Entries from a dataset
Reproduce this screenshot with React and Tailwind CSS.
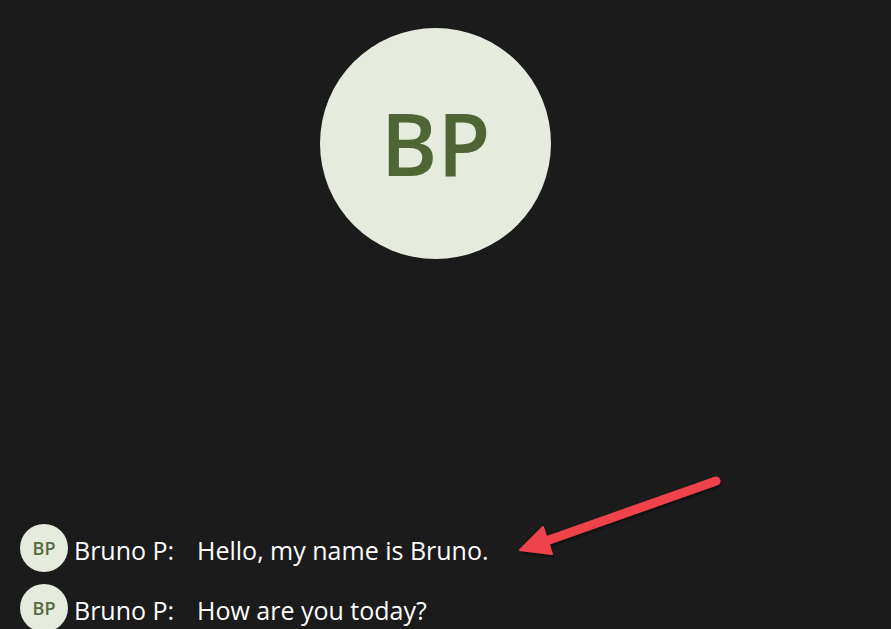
const messages = [
  { id: 1, name: 'Bruno P:', text: 'Hello, my name is Bruno.' },
  { id: 2, name: 'Bruno P:', text: 'How are you today?' },
];

function Avatar({ size = 'sm' }) {
  if (size === 'lg') {
    return (
      <div className="w-[231px] h-[231px] rounded-full bg-[#e5ecdd] flex items-center justify-center">
        <span className="text-[86px] leading-none font-semibold text-[#4f6634] pb-[2px]">BP</span>
      </div>
    );
  }
  return (
    <div className="w-[48px] h-[48px] shrink-0 rounded-full bg-[#e5ecdd] flex items-center justify-center">
      <span className="text-[18px] leading-none font-semibold text-[#566b3d]">BP</span>
    </div>
  );
}

export default function App() {
  return (
    <div
      className="relative w-[891px] h-[629px] overflow-hidden bg-[#1b1b1b] text-white"
      style={{ fontFamily: '"Open Sans", "Noto Sans", sans-serif' }}
    >
      <div className="pl-[320px] pt-[28px]">
        <Avatar size="lg" />
      </div>

      <div className="mt-[265px] pl-[20px] flex flex-col gap-[12px]">
        {messages.map((m) => (
          <div key={m.id} className="flex items-center gap-[6px]">
            <Avatar />
            <span className="text-[25px] leading-none w-[117px] pt-[5px]">{m.name}</span>
            <span className="text-[25px] leading-none pt-[5px]">{m.text}</span>
          </div>
        ))}
      </div>

      <svg className="absolute left-0 top-0 pointer-events-none" width="891" height="629">
        <defs>
          <filter id="sh" x="-20%" y="-20%" width="140%" height="140%">
            <feDropShadow dx="1" dy="2" stdDeviation="1.5" floodColor="#000" floodOpacity="0.5" />
          </filter>
        </defs>
        <g filter="url(#sh)" fill="#f0434b" stroke="#f0434b">
          <line x1="716" y1="481" x2="546" y2="541" strokeWidth="9" strokeLinecap="round" />
          <polygon points="520,550 543,527 552,554" strokeWidth="2" strokeLinejoin="round" />
        </g>
      </svg>
    </div>
  );
}
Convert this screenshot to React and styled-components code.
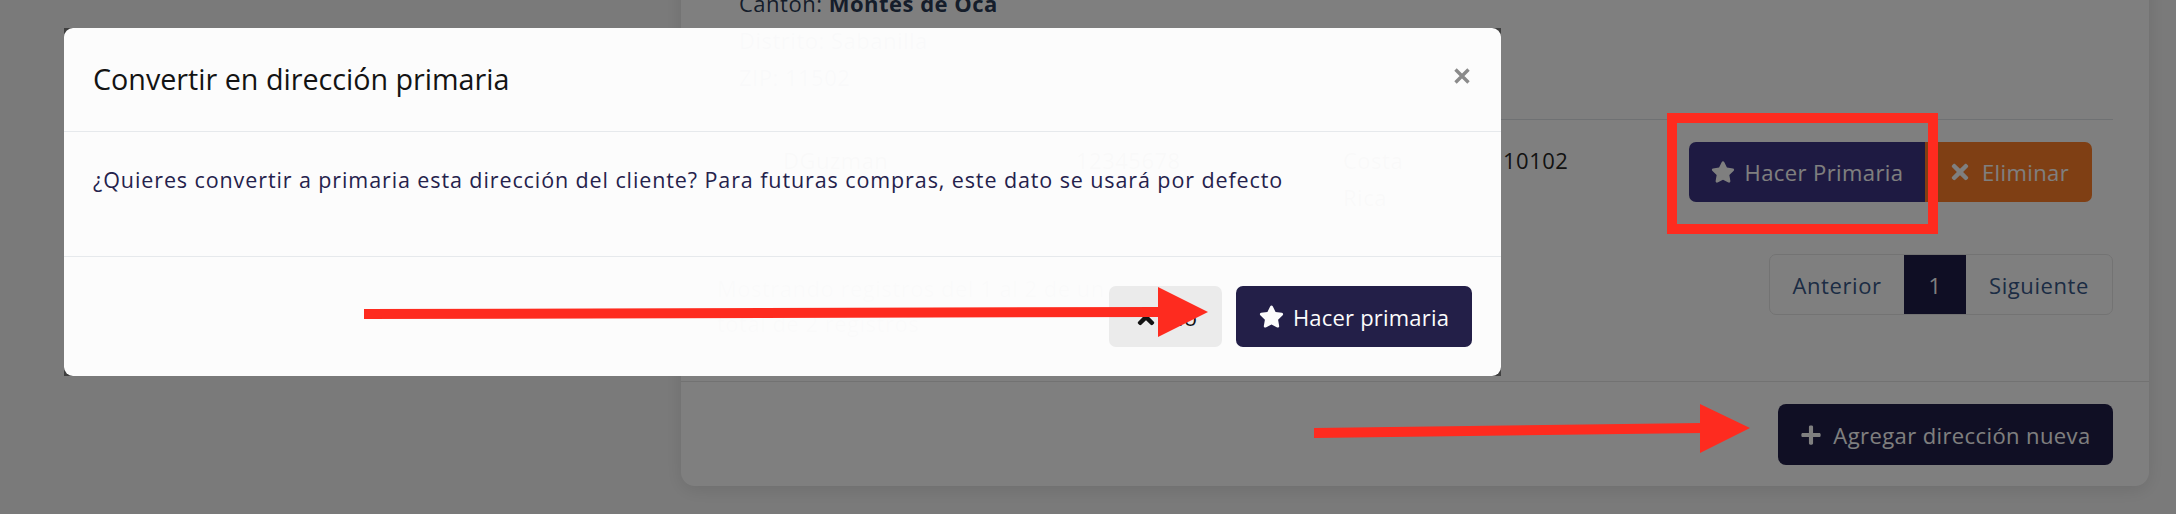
import React from 'react'
import styled, { createGlobalStyle } from 'styled-components'
import { FaStar, FaTimes, FaPlus } from 'react-icons/fa'

const GlobalStyle = createGlobalStyle`
	html, body {
		margin: 0;
		padding: 0;
	}
	body {
		width: 2176px;
		height: 514px;
		overflow: hidden;
		background: #f5f5f5;
		font-family: 'Open Sans', Lato, sans-serif;
	}
	* {
		box-sizing: border-box;
	}
`

function AddressPage() {
	return (
		<StyledPage>
			<StyledCard>
				<StyledCardBody>
					<StyledDetails>
						<div>
							Provincia: <b>San José</b>
						</div>
						<div>
							Canton: <b>Montes de Oca</b>
						</div>
						<div>Distrito: Sabanilla</div>
						<div>ZIP: 11502</div>
					</StyledDetails>
					<StyledRow>
						<StyledCell $center>
							<StyledRadio />
						</StyledCell>
						<StyledCell>DGuzman</StyledCell>
						<StyledCell>12345678</StyledCell>
						<StyledCell $narrow>Costa Rica</StyledCell>
						<StyledCell>10102</StyledCell>
						<StyledCell>
							<StyledButtonGroup>
								<StyledRowButton $bg="#3c3584" $w="236px" $first>
									<FaStar size={24} />
									Hacer Primaria
								</StyledRowButton>
								<StyledRowButton $bg="#fe7e28" $w="167px">
									<FaTimes size={24} />
									Eliminar
								</StyledRowButton>
							</StyledButtonGroup>
						</StyledCell>
					</StyledRow>
					<StyledTableFooter>
						<StyledInfo>
							Mostrando registros del 1 al 2 de un total de 2 registros
						</StyledInfo>
						<StyledPagination>
							<StyledPageLink $w="134px">Anterior</StyledPageLink>
							<StyledPageLink $w="62px" $active>
								1
							</StyledPageLink>
							<StyledPageLink $w="146px">Siguiente</StyledPageLink>
						</StyledPagination>
					</StyledTableFooter>
				</StyledCardBody>
				<StyledCardFooter>
					<StyledAddButton>
						<FaPlus size={22} />
						Agregar dirección nueva
					</StyledAddButton>
				</StyledCardFooter>
			</StyledCard>
		</StyledPage>
	)
}

function PrimaryModal() {
	return (
		<>
			<StyledBackdrop />
			<StyledDialog role="dialog">
				<StyledModalHeader>
					<StyledModalTitle>Convertir en dirección primaria</StyledModalTitle>
					<StyledClose aria-label="Cerrar">
						<svg width="18" height="18" viewBox="0 0 18 18">
							<path
								d="M2.5 2.5 L15.5 15.5 M15.5 2.5 L2.5 15.5"
								stroke="currentColor"
								strokeWidth="3.4"
							/>
						</svg>
					</StyledClose>
				</StyledModalHeader>
				<StyledModalBody>
					¿Quieres convertir a primaria esta dirección del cliente? Para
					futuras compras, este dato se usará por defecto
				</StyledModalBody>
				<StyledModalFooter>
					<StyledModalButton $variant="light" $w="113px">
						<FaTimes size={24} />
						No
					</StyledModalButton>
					<StyledModalButton $w="236px">
						<FaStar size={25} />
						Hacer primaria
					</StyledModalButton>
				</StyledModalFooter>
			</StyledDialog>
		</>
	)
}

function Annotations() {
	return (
		<StyledAnnotations width="2176" height="514" viewBox="0 0 2176 514">
			<rect
				x="1672"
				y="118"
				width="261"
				height="111"
				fill="none"
				stroke="#fe2b1f"
				strokeWidth="10"
			/>
			<polygon points="364,309 1160,307 1160,317 364,319" fill="#fe2b1f" />
			<polygon points="1158,287 1208,312 1158,337" fill="#fe2b1f" />
			<polygon points="1314,428 1702,423 1702,433 1314,438" fill="#fe2b1f" />
			<polygon points="1700,404 1750,428 1700,453" fill="#fe2b1f" />
		</StyledAnnotations>
	)
}

export default function App() {
	return (
		<>
			<GlobalStyle />
			<AddressPage />
			<PrimaryModal />
			<Annotations />
		</>
	)
}

const StyledPage = styled.main`
	height: 514px;
	padding: 0 27px 0 681px;
	overflow: hidden;
`
const StyledCard = styled.section`
	margin-top: -52px;
	background: #fff;
	border-radius: 0 0 14px 14px;
	box-shadow: 0 4px 18px rgba(0, 0, 0, 0.1);
	color: #252525;
	font-size: 22px;
	letter-spacing: 0.5px;
`
const StyledCardBody = styled.div`
	padding: 0 36px 40px;
`
const StyledDetails = styled.div`
	padding: 0 22px 23px;
	line-height: 37px;
	color: #2b3a55;
	border-bottom: 1px solid #dfe2e6;
	b {
		font-weight: 700;
	}
`
const StyledRow = styled.div`
	display: grid;
	grid-template-columns: 58px 293px 267px 160px 186px 1fr;
	align-items: start;
	padding: 22px 0 25px;
	line-height: 37px;
`
const StyledCell = styled.div`
	padding: 0 8px;
	align-self: ${(p) => (p.$center ? 'center' : 'start')};
	max-width: ${(p) => (p.$narrow ? '110px' : 'none')};
`
const StyledRadio = styled.span`
	display: block;
	width: 28px;
	height: 28px;
	border-radius: 50%;
	border: 2px solid #c9c9c9;
`
const StyledButtonGroup = styled.div`
	display: flex;
`
const StyledRowButton = styled.button`
	display: flex;
	align-items: center;
	justify-content: center;
	gap: 10px;
	width: ${(p) => p.$w};
	height: 60px;
	padding: 0;
	border: none;
	border-radius: ${(p) => (p.$first ? '7px 0 0 7px' : '0 7px 7px 0')};
	background: ${(p) => p.$bg};
	color: #fff;
	font-family: inherit;
	font-size: 22px;
	letter-spacing: 0.4px;
`
const StyledTableFooter = styled.div`
	display: flex;
	justify-content: space-between;
	align-items: flex-start;
`
const StyledInfo = styled.p`
	width: 420px;
	margin: 0;
	padding-top: 30px;
	line-height: 35px;
	color: #6c757d;
`
const StyledPagination = styled.nav`
	display: flex;
	height: 61px;
	margin-top: 13px;
	border: 1px solid #e6e6e6;
	border-radius: 7px;
	overflow: hidden;
`
const StyledPageLink = styled.span`
	display: flex;
	align-items: center;
	justify-content: center;
	width: ${(p) => p.$w};
	background: ${(p) => (p.$active ? '#1e1c48' : 'transparent')};
	color: ${(p) => (p.$active ? '#fff' : '#385888')};
	font-size: 22px;
	letter-spacing: 0.6px;
`
const StyledCardFooter = styled.div`
	display: flex;
	justify-content: flex-end;
	padding: 22px 36px 21px;
	border-top: 1px solid #e4e4e4;
`
const StyledAddButton = styled.button`
	display: flex;
	align-items: center;
	justify-content: center;
	gap: 11px;
	width: 335px;
	height: 61px;
	padding: 0;
	border: none;
	border-radius: 8px;
	background: #201e48;
	color: #fff;
	font-family: inherit;
	font-size: 22px;
	letter-spacing: 0.4px;
`
const StyledBackdrop = styled.div`
	position: fixed;
	inset: 0;
	background: rgba(0, 0, 0, 0.5);
`
const StyledDialog = styled.div`
	position: fixed;
	top: 28px;
	left: 64px;
	width: 1437px;
	background: #fff;
	border-radius: 9px;
	opacity: 0.975;
`
const StyledModalHeader = styled.header`
	display: flex;
	align-items: center;
	justify-content: space-between;
	height: 104px;
	padding: 0 30px 0 29px;
	border-bottom: 1px solid #e9ecef;
`
const StyledModalTitle = styled.h5`
	margin: 0;
	padding-bottom: 3px;
	font-size: 28.7px;
	font-weight: 400;
	color: #111;
`
const StyledClose = styled.button`
	display: flex;
	padding: 0;
	margin-bottom: 7px;
	border: none;
	background: none;
	color: #8c8c8c;
`
const StyledModalBody = styled.div`
	padding: 31px 29px 60px;
	font-size: 21.5px;
	letter-spacing: 0.9px;
	line-height: 33px;
	color: #23204b;
`
const StyledModalFooter = styled.footer`
	display: flex;
	justify-content: flex-end;
	gap: 14px;
	padding: 29px;
	border-top: 1px solid #e9ecef;
`
const StyledModalButton = styled.button`
	display: flex;
	align-items: center;
	justify-content: center;
	gap: 9px;
	width: ${(p) => p.$w};
	height: 61px;
	padding: 0;
	border: none;
	border-radius: 7px;
	background: ${(p) => (p.$variant === 'light' ? '#eeeeee' : '#211d47')};
	color: ${(p) => (p.$variant === 'light' ? '#111' : '#fff')};
	font-family: inherit;
	font-size: 22px;
	letter-spacing: 0.2px;
`
const StyledAnnotations = styled.svg`
	position: fixed;
	top: 0;
	left: 0;
	pointer-events: none;
`
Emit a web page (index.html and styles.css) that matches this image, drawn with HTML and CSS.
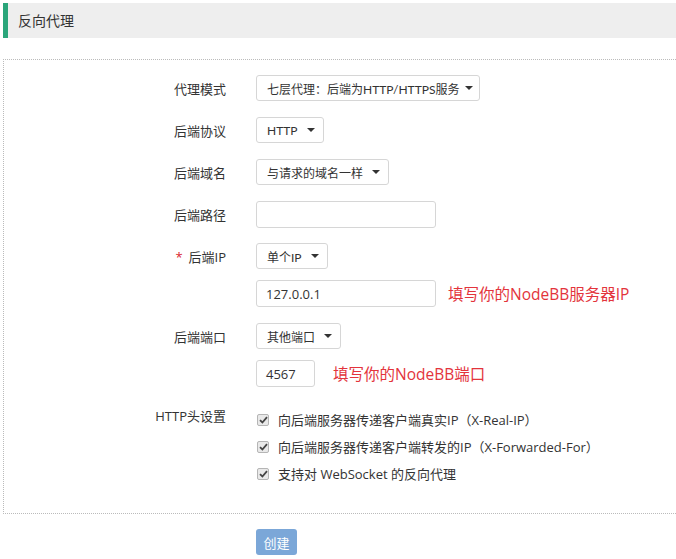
FILE: index.html
```html
<!DOCTYPE html>
<html lang="zh">
<head>
<meta charset="utf-8">
<link rel="stylesheet" href="styles.css">
</head>
<body>
<div class="page">
  <div class="title-bar">反向代理</div>
  <div class="form-box">
    <div class="row">
      <div class="label">代理模式</div>
      <div class="select w224">七层代理：后端为HTTP/HTTPS服务<span class="caret"></span></div>
    </div>
    <div class="row">
      <div class="label">后端协议</div>
      <div class="select">HTTP<span class="caret"></span></div>
    </div>
    <div class="row">
      <div class="label">后端域名</div>
      <div class="select">与请求的域名一样<span class="caret"></span></div>
    </div>
    <div class="row">
      <div class="label">后端路径</div>
      <div class="input w180"></div>
    </div>
    <div class="row">
      <div class="label"><span class="req">*</span>后端IP</div>
      <div class="select">单个IP<span class="caret"></span></div>
    </div>
    <div class="row sub">
      <div class="label"></div>
      <div class="input w180">127.0.0.1</div>
      <div class="hint">填写你的NodeBB服务器IP</div>
    </div>
    <div class="row">
      <div class="label">后端端口</div>
      <div class="select">其他端口<span class="caret"></span></div>
    </div>
    <div class="row sub">
      <div class="label"></div>
      <div class="input w59">4567</div>
      <div class="hint wide">填写你的NodeBB端口</div>
    </div>
    <div class="row top">
      <div class="label lbl-http">HTTP头设置</div>
      <div class="checks">
        <div class="check"><span class="box"><svg width="9" height="8" viewBox="0 0 9 8"><path d="M1 4.2 L3.4 6.5 L8 1.2" fill="none" stroke="#444" stroke-width="1.8"/></svg></span>向后端服务器传递客户端真实IP（X-Real-IP）</div>
        <div class="check"><span class="box"><svg width="9" height="8" viewBox="0 0 9 8"><path d="M1 4.2 L3.4 6.5 L8 1.2" fill="none" stroke="#444" stroke-width="1.8"/></svg></span>向后端服务器传递客户端转发的IP（X-Forwarded-For）</div>
        <div class="check"><span class="box"><svg width="9" height="8" viewBox="0 0 9 8"><path d="M1 4.2 L3.4 6.5 L8 1.2" fill="none" stroke="#444" stroke-width="1.8"/></svg></span>支持对 WebSocket 的反向代理</div>
      </div>
    </div>
  </div>
  <div class="actions">
    <div class="btn">创建</div>
  </div>
</div>
</body>
</html>
```

FILE: styles.css
```css
* { box-sizing: border-box; }
html, body { margin: 0; padding: 0; background: #fff; }
body {
  font-family: "Open Sans", "Noto Sans CJK SC", sans-serif;
  font-size: 13px;
  color: #333;
}
.page { padding: 3px 0 0 3px; }
.title-bar {
  height: 35px;
  background: #eeeeee;
  border-left: 5px solid #2aa57a;
  padding-left: 10px;
  line-height: 35px;
  font-size: 14px;
  color: #333;
}
.form-box {
  margin-top: 21px;
  border-top: 1px dotted #bbb;
  border-left: 1px dotted #bbb;
  border-bottom: 1px dotted #bbb;
  padding: 15px 0 26px 0;
}
.row {
  display: flex;
  align-items: center;
  height: 26px;
  margin-bottom: 16px;
}
.row.sub { margin-top: -5px; height: 27px; }
.row.top {
  align-items: flex-start;
  height: auto;
  margin-top: 24px;
  margin-bottom: 0;
}
.label {
  width: 222px;
  text-align: right;
  margin-right: 30px;
  color: #333;
  flex: none;
}
.lbl-http { line-height: 16px; margin-top: -3px; }
.req { color: #d9232d; margin-right: 6px; font-size: 13px; }
.select {
  height: 26px;
  border: 1px solid #d6d6d6;
  border-radius: 3px;
  padding: 0 8px 0 10px;
  display: flex;
  align-items: center;
  font-family: "Lato", "Noto Sans CJK SC", sans-serif;
  font-size: 12px;
  color: #333;
  white-space: nowrap;
}
.select.w224 { width: 224px; justify-content: space-between; padding-right: 9px; }
.select.w224 .caret { margin-left: 6px; }
.caret {
  display: inline-block;
  width: 0; height: 0;
  border-left: 4px solid transparent;
  border-right: 4px solid transparent;
  border-top: 4px solid #333;
  margin-left: 9px;
}
.input {
  height: 27px;
  border: 1px solid #d6d6d6;
  border-radius: 3px;
  padding: 0 9px;
  display: flex;
  align-items: center;
  font-size: 13px;
  color: #333;
}
.w180 { width: 180px; }
.w59 { width: 59px; }
.hint {
  margin-left: 12px;
  color: #e3343c;
  font-size: 15.5px;
}
.hint.wide { margin-left: 18px; }
.checks { display: flex; flex-direction: column; margin-top: -5px; }
.check {
  display: flex;
  align-items: center;
  height: 27px;
  font-size: 13px;
  color: #333;
}
.box {
  width: 12px; height: 12px;
  border: 1px solid #b5b5b5;
  background: #e9e9e9;
  border-radius: 2px;
  display: inline-flex;
  align-items: center;
  justify-content: center;
  margin: 0 9px 0 1px;
}
.actions { padding: 15px 0 0 253px; }
.btn {
  width: 41px;
  height: 26px;
  background: #7ba7d8;
  border-radius: 3px;
  color: #fff;
  font-size: 13px;
  display: flex;
  align-items: center;
  justify-content: center;
}
```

EXERCISE
In the entries above, some lines may contain the string "index"; report how many, without additional comment.

TASK ANSWER
2